By IANS
New Delhi : Three sisters, battling unemployment and poverty, went foodless for two weeks and one of them died of starvation. Their travails might have gone on but for a neighbour’s call to police that forced them out of their south Delhi home Saturday.
The matter came to light Saturday morning, when police barged into their Kalkaji A Block home, after their neighbours complained of foul smell emanating from the house.
The police asked its occupants, the Bali sisters – Dolly, 43, Poonam, 41, and Neeru, 30 – to open the front door to the flat.
But after receiving no response despite knocking on the door for 15 minutes, the police decided to break the door open.
“On the third hammer strike on the gate, Dolly came near the door and requested us not to damage it. But she again refused to allow us inside the house, which was stinking badly,” Ombir Singh, a police official investigating the matter, told IANS.
“On her refusal, we decided to use the hammers again. As we hit the doors twice more, Dolly opened the door and allowed us inside, but she objected when we tried to examine the house to find the source of the foul smell.”
But the policemen insisted. Then, to their utter shock, they found Neeru’s decomposed body on the bed while Poonam was barely alive and could not move.
“After entering the bedroom we found Neeru’s stinking and swollen body. It seemed that she had died at least five days ago, possibly due to starvation,” Singh said.
“When we asked Dolly about the matter, she was unable to speak and was gasping for breath. She pleaded with us for food by making signs. When the neighbours brought the food, she snatched it and munched in such a fashion that it was clear she had not eaten for several days,” the official said.
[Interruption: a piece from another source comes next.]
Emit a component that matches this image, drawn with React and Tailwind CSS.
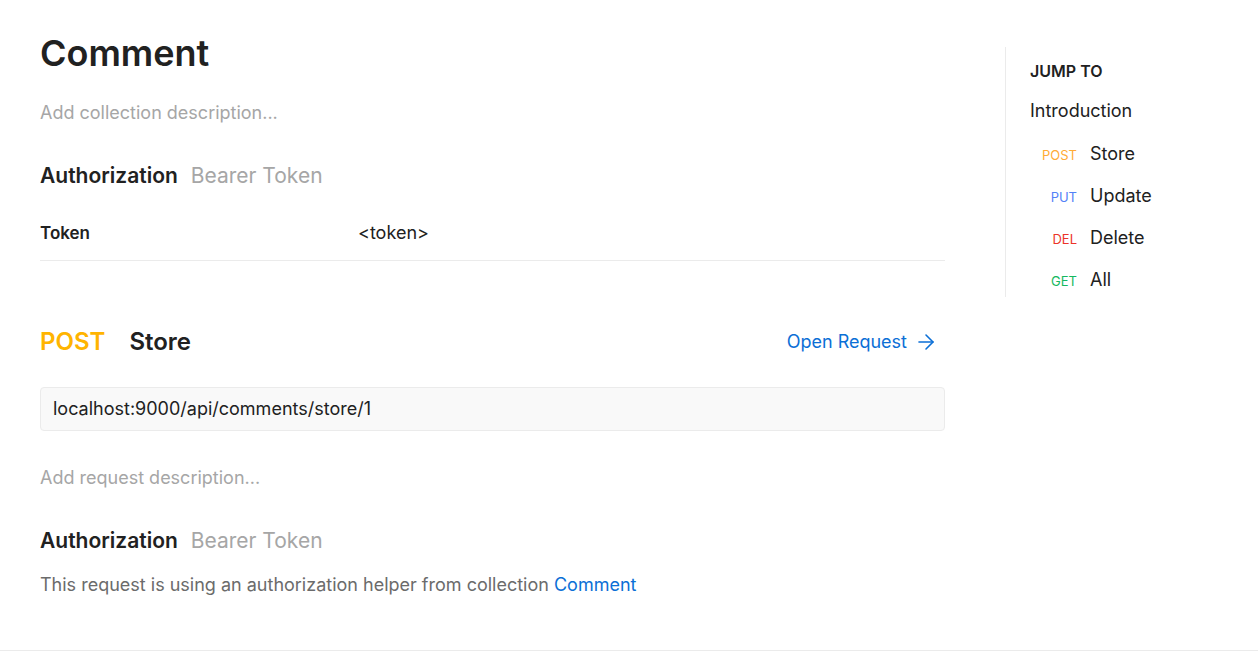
import React from 'react';
import { ArrowRight } from 'lucide-react';

const font = { fontFamily: 'Inter, "Noto Sans", sans-serif' };

const jumpLinks = [
  { method: 'POST', name: 'Store', color: 'text-[#ffab36]' },
  { method: 'PUT', name: 'Update', color: 'text-[#5281f7]' },
  { method: 'DEL', name: 'Delete', color: 'text-[#ec3428]' },
  { method: 'GET', name: 'All', color: 'text-[#14b860]' },
];

const AuthHeading = ({ className }) => (
  <h3 className={`flex items-baseline text-[21px] leading-7 ${className}`}>
    <span className="font-semibold text-[#212121]">Authorization</span>
    <span className="ml-[13px] text-[#a6a6a6]">Bearer Token</span>
  </h3>
);

export default function App() {
  return (
    <div className="w-[1258px] h-[652px] bg-white overflow-hidden" style={font}>
      <div className="flex border-b border-[#ebebeb] h-[651px]">
        {/* Main documentation column */}
        <main className="w-[905px] ml-10 pt-[31px] text-[#212121]">
          <h1 className="text-[36px] leading-[44px] font-semibold">Comment</h1>
          <p className="mt-6 text-[18px] leading-7 text-[#a6a6a6]">Add collection description...</p>

          <AuthHeading className="mt-[35px]" />
          <div className="mt-[19px] pt-3 pb-[15px] flex items-baseline border-b border-[#ebebeb] leading-6">
            <span className="w-[318px] text-[17px] font-semibold">Token</span>
            <span className="text-[18px]">&lt;token&gt;</span>
          </div>

          {/* Request */}
          <div className="mt-[65px] flex items-center justify-between h-8">
            <div className="flex items-baseline text-[24px] leading-8 font-semibold">
              <span className="text-[#ffb400]">POST</span>
              <span className="ml-6">Store</span>
            </div>
            <a className="flex items-center text-[18px] leading-7 text-[#0b6fd6] pr-[7px]">
              Open Request
              <ArrowRight className="ml-[7px] w-6 h-6" strokeWidth={1.6} />
            </a>
          </div>
          <div className="mt-[29px] h-[44px] flex items-center px-3 bg-[#f9f9f9] border border-[#ebebeb] rounded text-[18px] leading-7">
            localhost:9000/api/comments/store/1
          </div>
          <p className="mt-[33px] text-[18px] leading-7 text-[#a6a6a6]">Add request description...</p>

          <AuthHeading className="mt-[35px]" />
          <p className="mt-4 text-[18px] leading-7 text-[#6b6b6b]">
            This request is using an authorization helper from collection{' '}
            <a className="text-[#0b6fd6]">Comment</a>
          </p>
        </main>

        {/* Jump to sidebar */}
        <aside className="ml-[60px] mt-[47px] self-start w-[220px] border-l border-[#ebebeb] pl-6 pt-3 pb-[3px] text-[#212121]">
          <h4 className="text-[16px] leading-6 font-semibold">JUMP TO</h4>
          <p className="mt-[14px] text-[18px] leading-7">Introduction</p>
          <ul className="mt-[15px] flex flex-col gap-[14px]">
            {jumpLinks.map(l => (
              <li key={l.name} className="flex items-baseline">
                <span className={`w-[47px] text-right text-[13px] ${l.color}`}>{l.method}</span>
                <span className="ml-[13px] text-[18px] leading-7">{l.name}</span>
              </li>
            ))}
          </ul>
        </aside>
      </div>
    </div>
  );
}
The neighbours along with police rushed the surviving sisters to a private nursing home, where Poonam’s condition was stated to be critical. Dolly, who was showing recovery signs, had suffered a mental trauma.
Neeru’s body was sent for post mortem examination to the All India Institute of Medical Sciences (AIIMS).
“The sisters never kept in touch with neighbours and used to prefer staying inside their home. We had not seen them for the past few months,” said one of their neighbours, requesting not to be named.
“The sisters steadily became more and more unapproachable after the death of their parents 12 years ago. We never saw any of their relative visiting them,” the neighbour said.
Police said initial investigations revealed that Poonam had been the sole breadwinner for the sisters after the death of their parents. She lost her job six months ago.
“She was a lecturer with a polytechnic institute in south Delhi. She was staying at home with her two sisters after being forced to quit. Till now we haven’t found any other source of income for them,” Singh said.
Police were expecting more details after talking to the sisters. “We are ourselves shocked, but are waiting for the sisters’ statements to reach any conclusion,” the official added.